What this changes for a pack-a-day smoker

At 13.50 euros a pack, a daily smoker spends about 4,900 euros a year. At 15 euros, it will be close to 5,500 euros. And unlike the classic savings calculation, which assumes constant prices, every passing year makes the bill heavier for those who continue, and mechanically increases the savings of those who quit. The savings simulator lets you run the numbers with your own price and consumption: running it again with next year's price gives a sense of what's coming.

The other way to read it: every increase is a window

Public health research converges on one point: price increases are the most effective lever for triggering quit attempts, more than prevention campaigns or images on packs. Every increase sets off a wave of quitting decisions. It's no coincidence that attempts spike in January, when the price hike coincides with resolutions. Rather than enduring the trajectory, you can flip it: the next scheduled increase might be the best quit date on the calendar, and beyond the price of the pack, the real bill for smoking is even heavier than it looks.

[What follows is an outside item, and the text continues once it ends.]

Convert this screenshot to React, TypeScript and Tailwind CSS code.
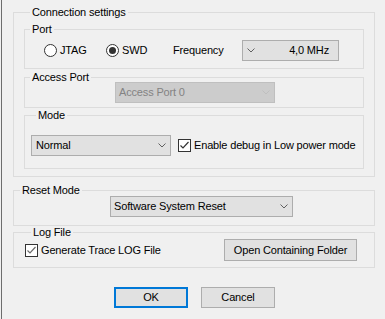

Frequently asked questions

What's the average price of a pack of cigarettes in France in 2026?

Since March 2026, the average price of a 20-cigarette pack exceeds 13 euros, with some brands already at 13.50 euros. Further increases are scheduled throughout 2026 and in January 2027.

How much will a pack of cigarettes cost in 2030?

No official text sets that price yet, but if the current pace of increases holds (50 cents to 1 euro per year), the average pack will sit between 15 and 17 euros in 2030. No credible scenario forecasts a decrease.

Do price increases actually make people quit smoking?

Yes, it's the most documented lever: public health studies show price increases trigger more quit attempts than prevention campaigns. Every increase sets off a wave of quitting decisions.